In one instance the man is allegedly seen pulling her scarf and attempting to strangle her with it.

Basel Tarawneh, the government coordinator on human rights, denounced the incident saying that his office was in constant contact with the Anti-Human Trafficking Unit (AHTU) at the Public Security Department (PSD).

“We are coordinating with the AHTU because we care for the well-being and human rights of any individual who is residing in the Kingdom regardless of their nationality.” 

Tarawneh stressed the government’s commitment to safeguarding the human rights of domestic helpers and — at the same time — “we will not hesitate to punish anyone who abuses them.” 
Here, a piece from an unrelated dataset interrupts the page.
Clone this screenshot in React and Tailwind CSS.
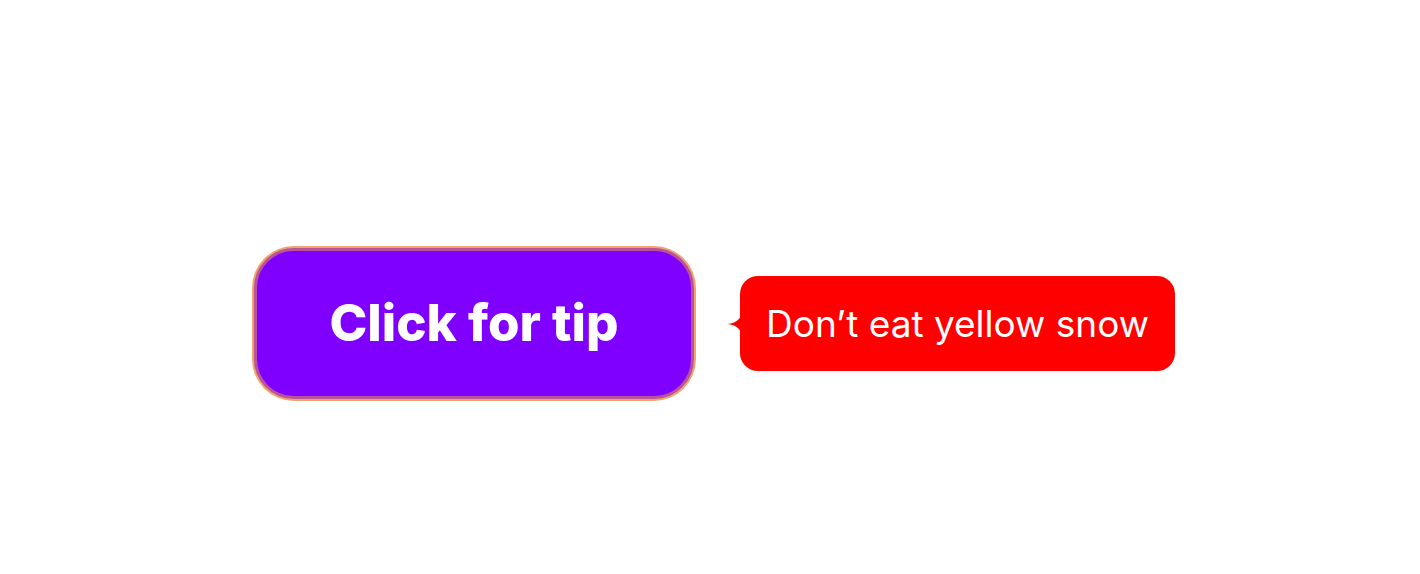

Khaled Hseinat, president of the Domestic Helpers Recruitment Agencies Association (DHRAA), voiced his outrage over the incident captured in the video.

“We are upset about this incident and condemn it. We do not accept such practices and we want the perpetrator to be punished for what he did when it is proven in court,” Hseinat told The Jordan Times.

He added that the DHRAA formed a committee immediately after news about the video surfaced and the individual was identified, the AHTU was notified.

“The individual was an agent at a recruitment agency and the AHTU officers arrested him when we provided them with his identity,” Hseinat said.

He noted that the DHRAA will follow up on the case and “if the individual is proven to be guilty, we will refer him to the Ministry of Labour for further action and he will be prevented from working through our union in this field.”

Tarawneh added that the victim was called to the AHTU on Tuesday and was able “to positively identify the man as the individual in the video that abused her”.

“This incident took place a month-and-a-half ago and the police are currently questioning the suspect and will issue a statement in the coming days regarding this incident,” Tarawneh told The Jordan Times.

PSD Spokesperson Lt. Col. Amer Sartawi and officials from the AHTU were unavailable to comment on the incident or provide details on the ongoing investigations.

Meanwhile, the video was widely shared on social media and dozens of people denounced its content.

Nazar Samarrai wrote on his Facebook page: “I hope that the person in the video will be tried on charges of attempted murder so he will learn a lesson. This is a disgusting act.”

Another Facebook user, Fares Khalifeh, commented on the clip saying that it was “a savage act without any feelings or respect for human rights”.

Naela Tamimi described the act as a “form of slavery... against Islamic teachings that call for preserving the dignity and rights of all human beings,” in a Facebook comment.

In August, the government announced several procedures to safeguard the rights of domestic helpers in Jordan, who numbered more than 49,000 by the end of 2014.

The new measures, which also seek to combat human trafficking, are believed to be providing better protection to domestic workers and a work environment in line with international standards, Tarawneh said at the time.

The new regulations give the labour minister the authority to immediately close down domestic helper recruitment agencies proven to violate human rights, while work is under way to establish shelters for those who face problems with their employers.

In addition, the ministry has revisited the unified contract for domestic workers to safeguard the rights and duties of all involved parties in cooperation with their embassies.

The ministry has also reached out to the PSD to urge police stations not to return domestic helpers to their employers unless through a representative from their respective embassies.

The measures also include initiating a hotline in five languages for domestic helpers to receive their complaints.

A total of 14,382 Filipinos, 5,759 Sri Lankans and 22,433 Bangladeshis were working as domestic helpers in Jordan in 2014, according to official figures.

In 2003, Jordan became the first Arab country to use a unified standard contract for domestic workers, and in 2008 it included domestic workers under its Labour Law.

In 2009, the government issued regulations specifying labour protection, such as a maximum of 10 hours of work per day, a minimum of eight hours of continuous rest daily, a weekly day of rest, and regular salary payments.


That same year the government ratified the Anti-Human Trafficking Law and formed a national committee to draw up policies and plans to prevent human trafficking.